Begin Stored data

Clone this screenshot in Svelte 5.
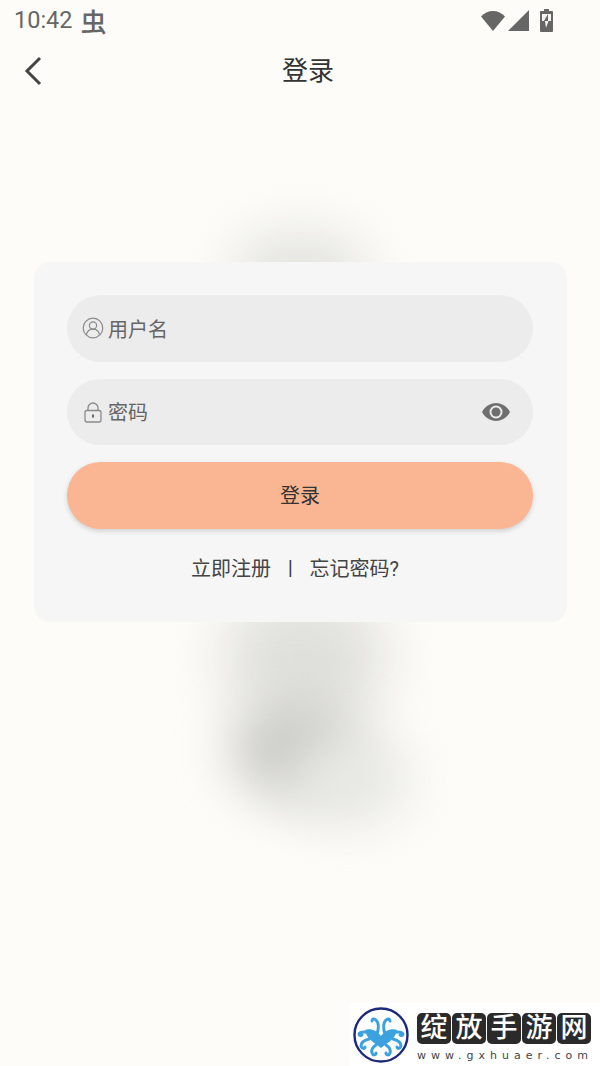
<script>
  let showPassword = $state(false);
  const brandChars = ['绽', '放', '手', '游', '网'];
</script>

<div class="page">
  <div class="blob blob-top"></div>
  <div class="blob blob-mid"></div>
  <div class="blob blob-low"></div>
  <div class="blob blob-side"></div>

  <header class="status">
    <span class="time">10:42</span>
    <span class="bug">虫</span>
    <span class="status-icons">
      <svg width="24" height="21" viewBox="0 0 24 21"><path d="M0 6.500C3 3 7.500 1 12 1s9 2 12 5.500L12 21z" fill="#666"/></svg>
      <svg width="21" height="21" viewBox="0 0 21 21"><path d="M21 0v21H0z" fill="#666"/></svg>
      <svg width="13" height="23" viewBox="0 0 13 23">
        <path d="M4 0h5v2h3a1 1 0 0 1 1 1v19a1 1 0 0 1-1 1H1a1 1 0 0 1-1-1V3a1 1 0 0 1 1-1h3z" fill="#666"/>
        <path d="M2 5h9v7H2z" fill="#f4f4f0"/>
        <path d="M8 5 4 12h4z" fill="#666"/>
        <path d="M5 12h3.500L6 19z" fill="#f4f4f0"/>
      </svg>
    </span>
  </header>

  <nav class="nav">
    <svg class="back" width="18" height="30" viewBox="0 0 18 30"><path d="M16 2 3 15l13 13" fill="none" stroke="#444" stroke-width="3"/></svg>
    <h1>登录</h1>
  </nav>

  <main class="card">
    <div class="field">
      <svg width="22" height="22" viewBox="0 0 22 22" fill="none" stroke="#8a8a8a" stroke-width="1.200">
        <circle cx="11" cy="11" r="9.800"/>
        <circle cx="11" cy="8.500" r="3.600"/>
        <path d="M4.500 17.500c.8-3.500 3.300-5.400 6.500-5.400s5.700 1.900 6.500 5.400"/>
      </svg>
      <span class="placeholder">用户名</span>
    </div>

    <div class="field">
      <svg width="22" height="22" viewBox="0 0 22 22" fill="none" stroke="#8a8a8a" stroke-width="1.300">
        <rect x="3" y="9.500" width="16" height="11.500" rx="2"/>
        <path d="M6 9.500V7a5 5 0 0 1 10 0v2.500"/>
        <rect x="10" y="13.500" width="2" height="3" fill="#666" stroke="none"/>
      </svg>
      <span class="placeholder">密码</span>
      <button class="eye" aria-label="显示密码" onclick={() => (showPassword = !showPassword)}>
        <svg width="28" height="18" viewBox="0 0 28 18">
          <path d="M0 9C3 3.500 8 0 14 0s11 3.500 14 9c-3 5.500-8 9-14 9S3 14.500 0 9z" fill="#6f6f6f"/>
          <circle cx="14" cy="9" r="6.500" fill="#ececec"/>
          <circle cx="14" cy="9" r="4.500" fill="#6f6f6f"/>
        </svg>
      </button>
    </div>

    <button class="submit">登录</button>

    <div class="links">
      <span>立即注册</span>
      <span class="sep">|</span>
      <span>忘记密码?</span>
    </div>
  </main>

  <aside class="watermark">
    <svg width="56" height="56" viewBox="0 0 56 56">
      <circle cx="28" cy="28" r="26.500" fill="#fff" stroke="#1d2a78" stroke-width="2.400"/>
      <path d="M28 29C24 24 18 21 12 23c1 8 8 12 16 18 8-6 15-10 16-18-6-2-12 1-16 6z" fill="#3ba2df"/>
      <g fill="none" stroke="#3ba2df" stroke-width="3" stroke-linecap="round">
        <path d="M24 27c2-6 2-11-1-14-2-2-4-1-4 1"/>
        <path d="M32 27c-2-6-2-11 1-14 2-2 4-1 4 1"/>
        <path d="M15 25c-4 0-8-1-9 2 0 2 2 2 3 1"/>
        <path d="M41 25c4 0 8-1 9 2 0 2-2 2-3 1"/>
        <path d="M16 32c-4 1-8 3-8 7 1 3 4 3 4 1"/>
        <path d="M40 32c4 1 8 3 8 7-1 3-4 3-4 1"/>
        <path d="M23 38c-3 2-5 5-4 8 1 3 4 2 4 0"/>
        <path d="M33 38c3 2 5 5 4 8-1 3-4 2-4 0"/>
      </g>
    </svg>
    <div class="brand">
      <div class="brand-chars">
        {#each brandChars as c}
          <span>{c}</span>
        {/each}
      </div>
      <div class="url">www.gxhuaer.com</div>
    </div>
  </aside>
</div>

<style>
  :global(body) {
    margin: 0;
  }

  .page {
    position: relative;
    width: 600px;
    height: 1066px;
    overflow: hidden;
    background: #fdfcf8;
    font-family: "Roboto", "Noto Sans CJK SC", sans-serif;
    color: #333;
  }

  .blob {
    position: absolute;
    border-radius: 50%;
  }

  .blob-top {
    left: 232px;
    top: 232px;
    width: 136px;
    height: 80px;
    background: #e2e2de;
    filter: blur(26px);
  }

  .blob-mid {
    left: 222px;
    top: 585px;
    width: 165px;
    height: 140px;
    background: #e0e0dc;
    filter: blur(28px);
  }

  .blob-low {
    left: 232px;
    top: 700px;
    width: 130px;
    height: 100px;
    background: #c9c9c5;
    filter: blur(26px);
  }

  .blob-side {
    left: 290px;
    top: 735px;
    width: 120px;
    height: 90px;
    background: #e8e8e4;
    filter: blur(26px);
  }

  .status {
    position: relative;
    display: flex;
    align-items: center;
    height: 40px;
    padding: 0 47px 0 14px;
    color: #666;
  }

  .time {
    font-size: 23.500px;
  }

  .bug {
    margin-left: 8px;
    font-size: 26px;
    font-weight: 500;
  }

  .status-icons {
    display: flex;
    align-items: center;
    gap: 3px;
    margin-left: auto;
  }

  .status-icons svg:last-child {
    margin-left: 8px;
  }

  .nav {
    position: relative;
    display: flex;
    justify-content: center;
    align-items: center;
    height: 56px;
    padding-left: 16px;
    padding-bottom: 4px;
  }

  .back {
    position: absolute;
    left: 24px;
    top: 16px;
  }

  h1 {
    margin: 0;
    font-size: 26px;
    font-weight: 400;
    color: #333;
  }

  .card {
    position: relative;
    display: flex;
    flex-direction: column;
    gap: 17px;
    box-sizing: border-box;
    width: 533px;
    height: 360px;
    margin: 162px 0 0 34px;
    padding: 33px 34px 0 33px;
    border-radius: 16px;
    background: #f6f6f7;
  }

  .field {
    display: flex;
    align-items: center;
    gap: 4px;
    height: 66.500px;
    padding: 0 23px 0 15px;
    border-radius: 34px;
    background: #ececec;
  }

  .placeholder {
    font-size: 20px;
    color: #666;
  }

  .eye {
    display: flex;
    margin-left: auto;
    padding: 0;
    border: 0;
    background: none;
  }

  .submit {
    height: 66.500px;
    padding-bottom: 2px;
    border: 0;
    border-radius: 34px;
    background: #fab592;
    box-shadow: 0 2px 5px rgba(0, 0, 0, 0.16);
    color: #333;
    font-family: inherit;
    font-size: 20px;
  }

  .links {
    display: flex;
    justify-content: center;
    align-items: center;
    gap: 17px;
    margin-top: 7px;
    padding-right: 10px;
    font-size: 20px;
    color: #444;
  }

  .sep {
    font-family: "Liberation Sans", sans-serif;
    font-size: 18px;
    color: #333;
  }

  .watermark {
    position: absolute;
    left: 350px;
    top: 1003px;
    display: flex;
    align-items: center;
    gap: 8px;
    width: 250px;
    height: 63px;
    padding-left: 3px;
    box-sizing: border-box;
    background: #fff;
  }

  .brand {
    padding-top: 6px;
  }

  .brand-chars {
    display: flex;
    gap: 1px;
  }

  .brand-chars span {
    display: flex;
    justify-content: center;
    align-items: center;
    width: 34px;
    height: 31px;
    border-radius: 5px;
    background: #2a2a2a;
    color: #fff;
    font-size: 27px;
    font-weight: 500;
    line-height: 1;
  }

  .url {
    margin-top: 5px;
    font-family: "DejaVu Sans", sans-serif;
    font-size: 11px;
    line-height: 13px;
    letter-spacing: 5px;
    color: #444;
    white-space: nowrap;
  }
</style>
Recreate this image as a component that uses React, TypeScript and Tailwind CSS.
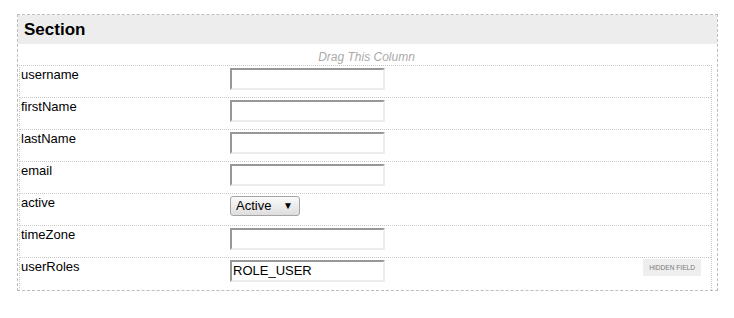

End Stored data

*Task*: Copy out every line of the material above that mentions the word "this".

*Exercise result*:
Clone this screenshot in Svelte 5.
Recreate this image as a component that uses React, TypeScript and Tailwind CSS.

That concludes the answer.